* DO THIS
From the listing, collect all lines containing the word "table".

* SUPPLIED DATA
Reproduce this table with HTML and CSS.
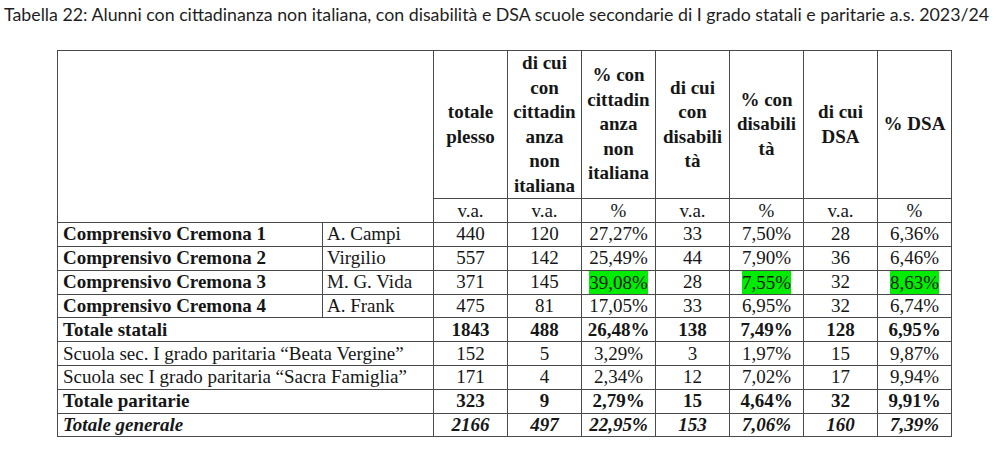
FILE: index.html
```html
<!DOCTYPE html>
<html lang="it">
<head>
<meta charset="utf-8">
<title>Tabella 22</title>
<link rel="stylesheet" href="styles.css">
</head>
<body>
<div class="title">Tabella 22: Alunni con cittadinanza non italiana, con disabilità e DSA scuole secondarie di I grado statali e paritarie a.s. 2023/24</div>
<table class="tab">
  <colgroup>
    <col class="c-name"><col class="c-plesso">
    <col class="c-n"><col class="c-n"><col class="c-n"><col class="c-n"><col class="c-n"><col class="c-n"><col class="c-n">
  </colgroup>
  <tr class="head">
    <th colspan="2" rowspan="2"></th>
    <th>totale<br>plesso</th>
    <th>di cui<br>con<br>cittadin<br>anza<br>non<br>italiana</th>
    <th>% con<br>cittadin<br>anza<br>non<br>italiana</th>
    <th>di cui<br>con<br>disabili<br>tà</th>
    <th>% con<br>disabili<br>tà</th>
    <th>di cui<br>DSA</th>
    <th>% DSA</th>
  </tr>
  <tr class="unit">
    <td>v.a.</td><td>v.a.</td><td>%</td><td>v.a.</td><td>%</td><td>v.a.</td><td>%</td>
  </tr>
  <tr class="r">
    <td class="nm b">Comprensivo Cremona 1</td><td class="pl">A. Campi</td>
    <td>440</td><td>120</td><td>27,27%</td><td>33</td><td>7,50%</td><td>28</td><td>6,36%</td>
  </tr>
  <tr class="r">
    <td class="nm b">Comprensivo Cremona 2</td><td class="pl">Virgilio</td>
    <td>557</td><td>142</td><td>25,49%</td><td>44</td><td>7,90%</td><td>36</td><td>6,46%</td>
  </tr>
  <tr class="r">
    <td class="nm b">Comprensivo Cremona 3</td><td class="pl">M. G. Vida</td>
    <td>371</td><td>145</td><td><span class="hl">39,08%</span></td><td>28</td><td><span class="hl">7,55%</span></td><td>32</td><td><span class="hl">8,63%</span></td>
  </tr>
  <tr class="r">
    <td class="nm b">Comprensivo Cremona 4</td><td class="pl">A. Frank</td>
    <td>475</td><td>81</td><td>17,05%</td><td>33</td><td>6,95%</td><td>32</td><td>6,74%</td>
  </tr>
  <tr class="r b">
    <td class="nm" colspan="2">Totale statali</td>
    <td>1843</td><td>488</td><td>26,48%</td><td>138</td><td>7,49%</td><td>128</td><td>6,95%</td>
  </tr>
  <tr class="r">
    <td class="nm" colspan="2">Scuola sec. I grado paritaria “Beata Vergine”</td>
    <td>152</td><td>5</td><td>3,29%</td><td>3</td><td>1,97%</td><td>15</td><td>9,87%</td>
  </tr>
  <tr class="r">
    <td class="nm" colspan="2">Scuola sec I grado paritaria “Sacra Famiglia”</td>
    <td>171</td><td>4</td><td>2,34%</td><td>12</td><td>7,02%</td><td>17</td><td>9,94%</td>
  </tr>
  <tr class="r b">
    <td class="nm" colspan="2">Totale paritarie</td>
    <td>323</td><td>9</td><td>2,79%</td><td>15</td><td>4,64%</td><td>32</td><td>9,91%</td>
  </tr>
  <tr class="r b i">
    <td class="nm" colspan="2">Totale generale</td>
    <td>2166</td><td>497</td><td>22,95%</td><td>153</td><td>7,06%</td><td>160</td><td>7,39%</td>
  </tr>
</table>
</body>
</html>
```
FILE: styles.css
```css
html, body {
  margin: 0;
  padding: 0;
  background: #ffffff;
}
.title {
  font-family: "Lato", "Liberation Sans", sans-serif;
  font-size: 17.8px;
  color: #1e1e1e;
  padding: 3px 0 0 4px;
  height: 50px;
  box-sizing: border-box;
  white-space: nowrap;
}
.tab {
  margin-left: 57px;
  border-collapse: collapse;
  table-layout: fixed;
  width: 895px;
  font-family: "Liberation Serif", "Times New Roman", serif;
  font-size: 19px;
  color: #161616;
}
.c-name { width: 265px; }
.c-plesso { width: 111px; }
.c-n { width: 74px; }
.tab th, .tab td {
  border: 1px solid #4a4a4a;
  padding: 0;
  text-align: center;
  vertical-align: middle;
  white-space: nowrap;
}
.head th {
  height: 147px;
  line-height: 24.5px;
  font-weight: bold;
}
.unit td {
  height: 23px;
  line-height: 20px;
}
.r td {
  height: 22.8px;
  line-height: 20px;
}
.tab td.nm {
  text-align: left;
  padding-left: 5px;
}
.tab td.pl {
  text-align: left;
  padding-left: 4px;
}
.b td, td.b { font-weight: bold; }
.i td { font-style: italic; }
.hl {
  background: #00ec00;
  display: inline-block;
  line-height: 23px;
}
```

* EXERCISE SOLUTION
Reproduce this table with HTML and CSS.
<table class="tab">
</table>
  table-layout: fixed;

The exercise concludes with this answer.